Working Paper: CEPR ID: DP18035
Authors: Ufuk Akcigit; Nathan Goldschlag
Abstract: How are inventors allocated in the US economy and does that allocation affect innovative capacity? To answer these questions, we first build a model of creative destruction where an inventor with a new idea has the possibility to work for an entrant or incumbent firm. If the inventor works for the entrant the innovation is implemented and the entrant displaces the incumbent firm. Strategic considerations encourage the incumbent to hire the inventor, offering higher wages, and then not implement the inventor’s idea.

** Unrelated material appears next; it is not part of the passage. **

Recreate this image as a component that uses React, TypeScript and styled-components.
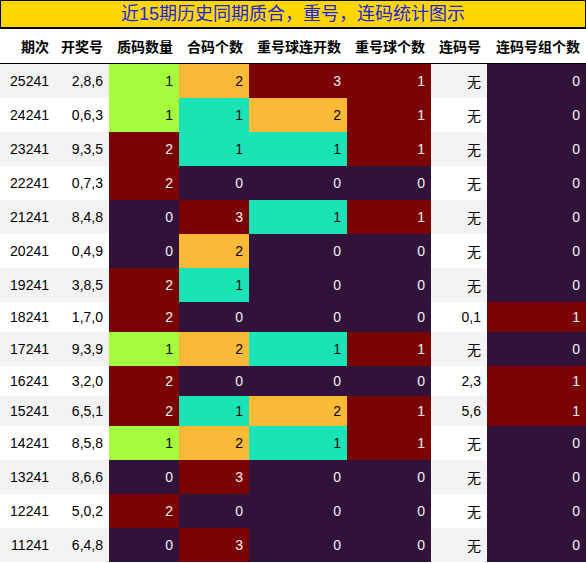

To test this prediction, we combine data on the employment history of over 760 thousand U.S. inventors with information on jobs from the Longitudinal Employer-Household Dynamics (LEHD) Program at the U.S. Census Bureau. Our results show that (i) inventors are increasingly concentrated in large incumbents, less likely to work for young firms, and less likely to become entrepreneurs, and (ii) when an inventor is hired by an incumbent, compared to a young firm, their earnings increases by 12.6 percent and their innovative output declines by 6 to 11 percent. We also show that these patterns are robust and not driven by life cycle effects or occupational composition effects.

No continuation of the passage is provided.